Today’s reading continues to present Jesus’ teaching to the disciples. His statements about slaves/servants not being above their masters (v.24) is echoed in the Fourth Gospel in 13:16 and 15:20. In commenting on the verse that the disciple is not above his teacher (v.24a), The NJBC observes that “disciple” means learner or student. The NJBC continues: “In the background stands the Jewish school relationship of that time but precisely that [relationship] poses a danger. In the normal school relationship, once the disciple has learned what the master has to teach, he moves on to another master or becomes a teacher himself. This is what the gnostics did — make Jesus only one among many teachers. It was to block the possibility of twisting Jesus’ original simple statement (as it still can be found in Luke 6:40 – “A disciple is not above the teacher, but everyone who is fully qualified will be like the teacher.”) in a gnostic direction that Matthew reshaped it to include the words ‘nor a slave above his lord.’ This means that for the believer Jesus is not only a teacher but also an abiding lord.”

In verse 25, the “they” who call the master of the house Beelzebul (the original name of the Canaanite god, Baal) were the Pharisees (9:34).

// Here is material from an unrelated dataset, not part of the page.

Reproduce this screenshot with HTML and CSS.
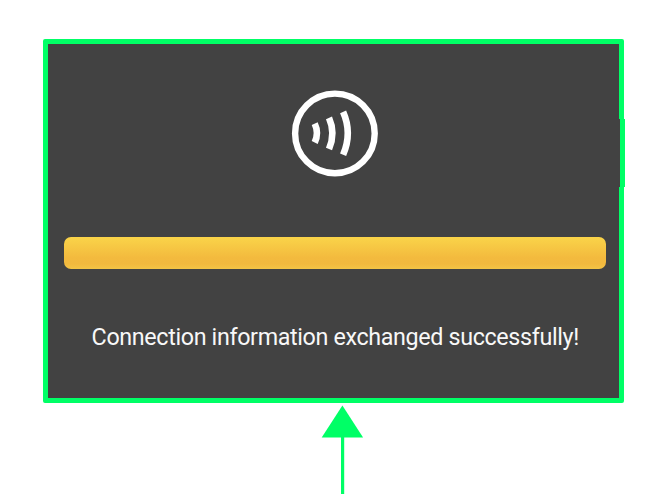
FILE: index.html
```html
<!DOCTYPE html>
<html lang="en">
<head>
<meta charset="utf-8">
<title>Connection</title>
<link rel="stylesheet" href="styles.css">
</head>
<body>
<main class="screen">
  <section class="panel">
    <svg class="icon" viewBox="0 0 88 88" fill="none" stroke="#fff">
      <circle cx="43.9" cy="44.4" r="39.8" stroke-width="6.4"/>
      <path d="M23.7 34.6Q28.2 44 23.7 53.5" stroke-width="6.6"/>
      <path d="M38 28.8Q44.8 44 38 60" stroke-width="6.6"/>
      <path d="M52.1 22.8Q61.5 44 52.1 65.7" stroke-width="6.6"/>
    </svg>
    <div class="progress"></div>
    <p class="message"><svg class="message-text" viewBox="0 0 488 36"><text x="0.6" y="24" textLength="487.6">Connection information exchanged successfully!</text></svg></p>
    <span class="edge"></span>
  </section>
  <svg class="arrow" viewBox="0 0 44 90" fill="#00ff66">
    <path d="M22.4 1.6L43.1 33.5H1.7Z"/>
    <path d="M21 32h3.2v58h-3.2z"/>
  </svg>
</main>
</body>
</html>
```
FILE: styles.css
```css
body {
  margin: 0;
  background: #fff;
  overflow: hidden;
}
.screen {
  width: 668px;
  height: 494px;
  box-sizing: border-box;
  padding: 39px 44px 0 43px;
}
.panel {
  position: relative;
  box-sizing: border-box;
  width: 581px;
  height: 364px;
  border: 5px solid #00ff66;
  border-radius: 2px;
  background: #424242;
  display: flex;
  flex-direction: column;
  align-items: center;
  padding-top: 45px;
}
.icon {
  width: 88px;
  height: 88px;
  margin-left: 3px;
}
.progress {
  width: 542px;
  height: 32px;
  margin: 60px 0 0 3px;
  border-radius: 7px;
  background: linear-gradient(#fad449, #f3ba3e 65%, #f2b93e 84%, #f4c445);
}
.message {
  margin: 52px 0 0 3px;
  height: 36px;
}
.message-text {
  display: block;
  width: 488px;
  height: 36px;
  overflow: visible;
  font: 23.3px Roboto, sans-serif;
  fill: #f8f8f8;
}
.edge {
  position: absolute;
  top: 75px;
  right: -6px;
  width: 5px;
  height: 68px;
  border-left: 1px solid #424242;
  background: #00ff66;
}
.arrow {
  display: block;
  width: 44px;
  height: 90px;
  margin: 1px 0 0 277px;
}
```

The JANT notes that the name means “lord of lofty abode,” but when changed to Beelzebub in 2 Kings 1:2, it means “lord of the flies” which The NAOB suggests was intended to express the Deuteronomists’ scorn for this deity.

The teachings found in vv. 26-34 are “Q” material and are found in Luke 12:2-9. The NAOB understands verse 27 (“What I say to you in the dark, tell in the light”) as a “denial of any secret or esoteric teaching.” The NJBC understands the phrase “destroy both soul and body” (v.28) as presupposing a Hellenistic view that the soul is intrinsically immortal. Verses 34-39 have parallels in Luke and are largely derived from Micah 7:6.